Tehran has enjoyed a hot streak of late, and feels it is an opportune time to apply pressure to Israel.
In March, Iran and Saudi Arabia announced they would be restoring their ambassadors for the first time in seven years. And in May, the Arab League voted to reinstate Tehran’s client state Syria.
Russia is also increasingly beholden to Iran, which has become a crucial supplier of drones and missiles for the war in Ukraine.
Now is the time, in Iran’s eyes, to gain some measure of deterrence against Israel, whose attacks on Iranian forces and proxies in Syria have blocked Tehran from turning Syria into another active front against the Jewish state.
The security barrier Israel is constructing on the disputed border with Lebanon is also something Hezbollah feels it must push back against.

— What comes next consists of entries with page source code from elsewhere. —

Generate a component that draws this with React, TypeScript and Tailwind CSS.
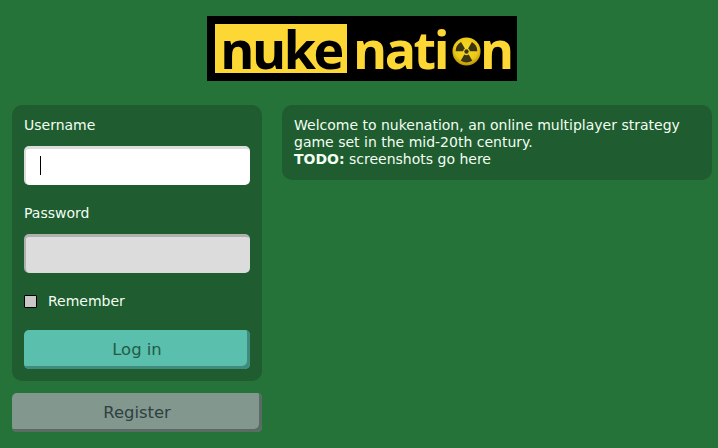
import React from 'react';

const RadiationIcon: React.FC = () => (
  <svg width="29" height="29" viewBox="0 0 32 32" className="shrink-0">
    <defs>
      <radialGradient id="coin" cx="50%" cy="40%" r="60%">
        <stop offset="0%" stopColor="#f5d92c" />
        <stop offset="70%" stopColor="#ecc814" />
        <stop offset="100%" stopColor="#b39408" />
      </radialGradient>
    </defs>
    <circle cx="16" cy="16" r="15.5" fill="url(#coin)" />
    <circle cx="16" cy="16" r="2.4" fill="#3a3410" />
    <g fill="#3a3410">
      <path d="M14.2 12.6 L10 5.6 A12 12 0 0 0 4 15.6 L12.2 15.6 A4 4 0 0 1 14.2 12.6 Z" />
      <path d="M17.8 12.6 L22 5.6 A12 12 0 0 1 28 15.6 L19.8 15.6 A4 4 0 0 0 17.8 12.6 Z" />
      <path d="M13.6 19.4 L9.6 26.2 A12 12 0 0 0 22.4 26.2 L18.4 19.4 A4.5 4.5 0 0 1 13.6 19.4 Z" />
    </g>
  </svg>
);

const Logo: React.FC = () => (
  <div className="w-[310px] h-[65px] bg-black pl-2 pt-2 flex items-start font-['Open_Sans',sans-serif] font-bold text-[52px] leading-[49px] tracking-[-2.5px]">
    <span className="w-[132px] h-[49px] shrink-0 bg-[#fdd835] text-black text-center">nuke</span>
    <span className="flex items-center h-[49px] shrink-0 pl-[6px] text-[#fdd835]">
      nati
      <span className="flex justify-center mt-[6px] ml-[5px] -mr-px"><RadiationIcon /></span>
      n
    </span>
  </div>
);

const LoginForm: React.FC = () => (
  <div className="flex flex-col w-[250px] shrink-0">
    <form className="bg-[#1f5c30] rounded-[10px] px-3 pt-3 pb-3 flex flex-col text-[14px] leading-[17px] text-[#f2fff2]">
      <label htmlFor="username" className="mb-3">Username</label>
      <div className="relative">
        <input
          id="username"
          className="block h-[39px] w-full rounded-[5px] bg-white border-t-[3px] border-l-[2px] border-[#dcdcdc] outline-none"
        />
        <span className="absolute left-[16px] top-[10px] h-[19px] w-px bg-black" />
      </div>
      <label htmlFor="password" className="mt-[20px] mb-3">Password</label>
      <input
        id="password"
        type="password"
        className="block h-[39px] w-full rounded-[5px] bg-[#dcdcdc] border-t-[3px] border-l-[2px] border-[#b0b0b0] outline-none"
      />
      <div className="flex items-center gap-[11px] mt-[20px] h-[17px]">
        <span className="w-[13px] h-[13px] bg-[#c8c8c8] border border-black rounded-[1px]" />
        <span>Remember</span>
      </div>
      <button
        type="button"
        className="mt-[20px] h-[39px] w-full rounded-[5px] bg-[#5abfad] shadow-[inset_-3px_-3px_0_#3f8c7e] text-[#1f5c48] text-[16.4px]"
      >
        Log in
      </button>
    </form>
    <button
      type="button"
      className="mt-3 h-[39px] w-full rounded-[5px] pt-px bg-[#82988f] shadow-[inset_-3px_-3px_0_#5a6b66] text-[#2f4040] text-[16.4px]"
    >
      Register
    </button>
  </div>
);

export default function App() {
  return (
    <div className="w-[718px] h-[448px] overflow-hidden bg-[#267339] font-['DejaVu_Sans',sans-serif]">
      <div className="w-[724px]">
        <header className="flex justify-center pt-4">
          <Logo />
        </header>
        <main className="flex items-start gap-5 px-3 mt-6">
          <LoginForm />
          <section className="flex-1 bg-[#1f5c30] rounded-[10px] px-3 py-3 text-[14px] leading-[17px] text-[#f2fff2]">
            Welcome to nukenation, an online multiplayer strategy game set in the mid-20th century.
            <br />
            <b>TODO:</b> screenshots go here
          </section>
        </main>
      </div>
    </div>
  );
}
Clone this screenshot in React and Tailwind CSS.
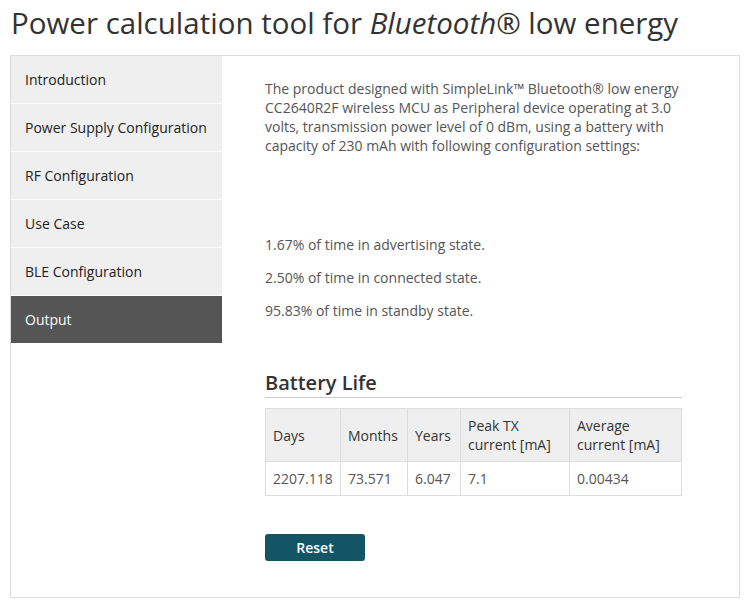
export default function App() {
    const nav = ['Introduction', 'Power Supply Configuration', 'RF Configuration', 'Use Case', 'BLE Configuration', 'Output'];

    return (
        <div className="w-[750px] h-[616px] bg-white text-[#333] font-['Open_Sans',sans-serif]">
            <h1 className="pl-[11px] pt-[4px] h-[55px] text-[29.5px] leading-[38px] text-[#333]">
                Power calculation tool for <i>Bluetooth</i>® low energy
            </h1>

            <div className="ml-[10px] w-[730px] h-[543px] border border-[#ddd] flex">
                {/* Sidebar */}
                <div className="w-[211px] flex flex-col">
                    {nav.map((item) => (
                        <div
                            key={item}
                            className={
                                item === 'Output'
                                    ? 'h-[47px] flex items-center pl-[14px] text-[14px] bg-[#555] text-white'
                                    : 'h-[47px] mb-px flex items-center pl-[14px] text-[14px] bg-[#efefef] text-[#222]'
                            }
                        >
                            {item}
                        </div>
                    ))}
                </div>

                {/* Content */}
                <div className="pl-[43px] pt-[23px] w-[460px] text-[14px] leading-[19px] text-[#555]">
                    <p>
                        The product designed with SimpleLink™ Bluetooth® low energy CC2640R2F wireless MCU as Peripheral
                        device operating at 3.0 volts, transmission power level of 0 dBm, using a battery with capacity of
                        230 mAh with following configuration settings:
                    </p>

                    <div className="mt-[80px] flex flex-col gap-[14px]">
                        <p>1.67% of time in advertising state.</p>
                        <p>2.50% of time in connected state.</p>
                        <p>95.83% of time in standby state.</p>
                    </div>

                    <h2 className="mt-[50px] text-[20px] leading-[26px] font-semibold text-[#333] border-b border-[#ccc] pb-[1px]">
                        Battery Life
                    </h2>

                    <table className="mt-[10px] w-[417px] border-collapse text-[14px] leading-[19px]">
                        <thead>
                            <tr className="bg-[#efefef] text-[#333] h-[53px]">
                                <th className="border border-[#ddd] font-normal text-left px-[7px] w-[75px]">Days</th>
                                <th className="border border-[#ddd] font-normal text-left px-[7px] w-[67px]">Months</th>
                                <th className="border border-[#ddd] font-normal text-left px-[7px] w-[53px]">Years</th>
                                <th className="border border-[#ddd] font-normal text-left px-[7px] w-[109px]">Peak TX current [mA]</th>
                                <th className="border border-[#ddd] font-normal text-left px-[7px]">Average current [mA]</th>
                            </tr>
                        </thead>
                        <tbody>
                            <tr className="h-[34px] text-[#555]">
                                <td className="border border-[#ddd] px-[7px]">2207.118</td>
                                <td className="border border-[#ddd] px-[7px]">73.571</td>
                                <td className="border border-[#ddd] px-[7px]">6.047</td>
                                <td className="border border-[#ddd] px-[7px]">7.1</td>
                                <td className="border border-[#ddd] px-[7px]">0.00434</td>
                            </tr>
                        </tbody>
                    </table>

                    <button className="mt-[38px] w-[100px] h-[27px] rounded-[3px] bg-[#135565] text-white font-semibold text-[14px]">
                        Reset
                    </button>
                </div>
            </div>
        </div>
    );
}
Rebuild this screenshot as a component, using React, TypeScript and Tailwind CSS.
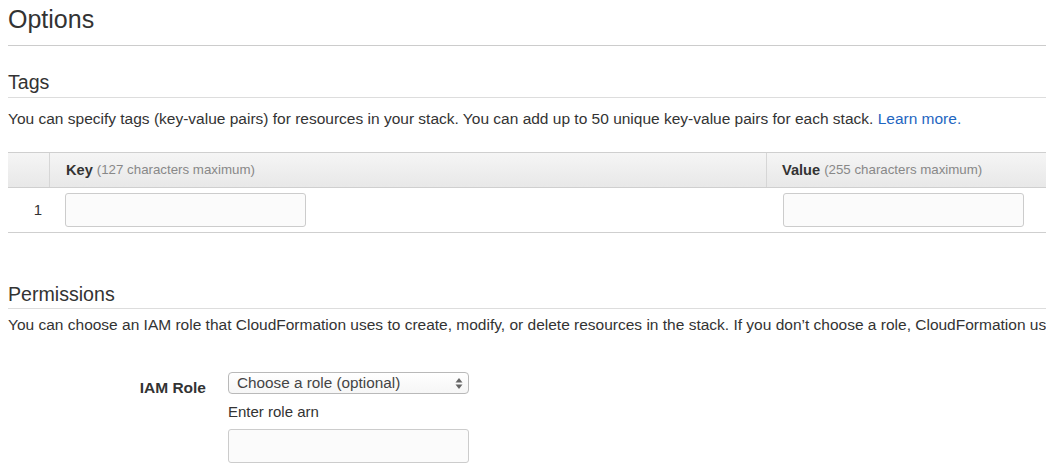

“They see it as a provocation by Israel,” said Mizrahi. “It is problematic for them, because it effectively marks a border, and there are disagreements over the border.”
Finally, there are pressures in the domestic arena pushing Hezbollah to confront Israel on the border.
“Their situation is not that comfortable in the Lebanese theater,” said Harari, the former Israeli ambassador. “They are not succeeding in getting their candidate elected as president.”
In June, Hezbollah lawmakers pulled out of presidential voting in parliament after their preferred candidate, Sleiman Frangieh, the scion of a political family close to the ruling Assad dynasty in Syria, trailed his main rival.
In addition, in 2022 Hezbollah’s camp lost the majority it had enjoyed in parliament since 2018.
“There is far more criticism in the Lebanese system toward Hezbollah,” said Mizrahi. “One of Hezbollah’s interests is to show that they are still relevant in the conflict with Israel, that they are still operating as the Defender of Lebanon.”
“The resistance card is not a bad one to play,” she added, “as long as it doesn’t slip out of their hands.”
Emanuel Fabian contributed to this article.